Why eagles? We are brought back to a poem of his that opens the exhibition: “O sadness assent of wild ducks / Assault of birds at the forest granary / O Melancholy bitter castle of eagles.” As a MoMA label says, the eagle is “a bird that symbolizes autonomy and solitude, and which had come to represent the artist.” I cannot help but see his bitter castle as his attempt to establish some sense of authority, of payback for not earning the success he felt he deserved as a writer. Beneath his art lies a fervid will for and insistence on writing. In the video “La pluie (projet pour un texte),” we see him writing in a downpour, unfazed and triumphant.
In “La Salle blanche” (“The white room,” 1975) — another of his décors — Broodthaers recreates a room of his apartment and prints words associated with art-making, like “color,” “subjects,” “paper,” “shadow,” and “bright,” on the white walls and floors.
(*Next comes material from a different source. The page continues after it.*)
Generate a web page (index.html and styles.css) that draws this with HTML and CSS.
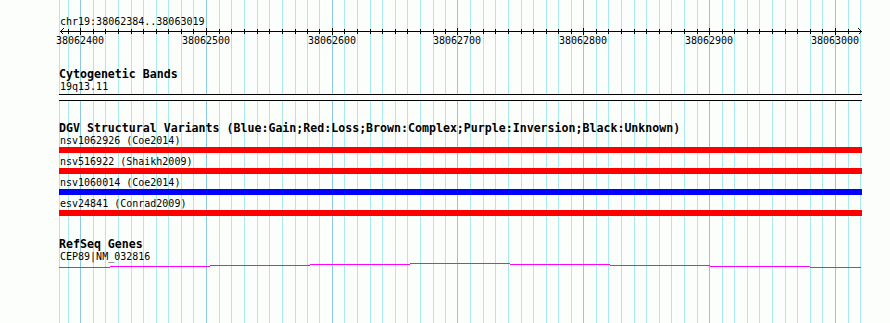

The scene conjures the image of an artist in her room, as her thoughts about her art reflect and swim about her. Again, the implication here is that words are at the source of art — a message, in the end, that feels, at least for a viewer today, a little trite. I try once more to gaze over the words — “gallery, “black,” “figure,” “copy” — but I have trouble moving beyond their literal nature. I am, quite frankly, a little bored — they’re like the words AP Art History classes use to describe Western painting.
In an effort to get us thinking about art as more than objects, Broodthaers encases it with written language. But his words don’t always feel integrated into the artwork; rather, they speak at the art, to the image referenced. Perhaps, in this sense, he is more like a type of critic. Which brings us back to Flaubert and Berger: Do words and images, like oil and water, not mix? Perhaps it’s the words Broodthaers chose that make his works too literal and obvious, or his curmudgeonly tone that distracts them from their poetry. But, in the end, he probably should’ve stuck with words.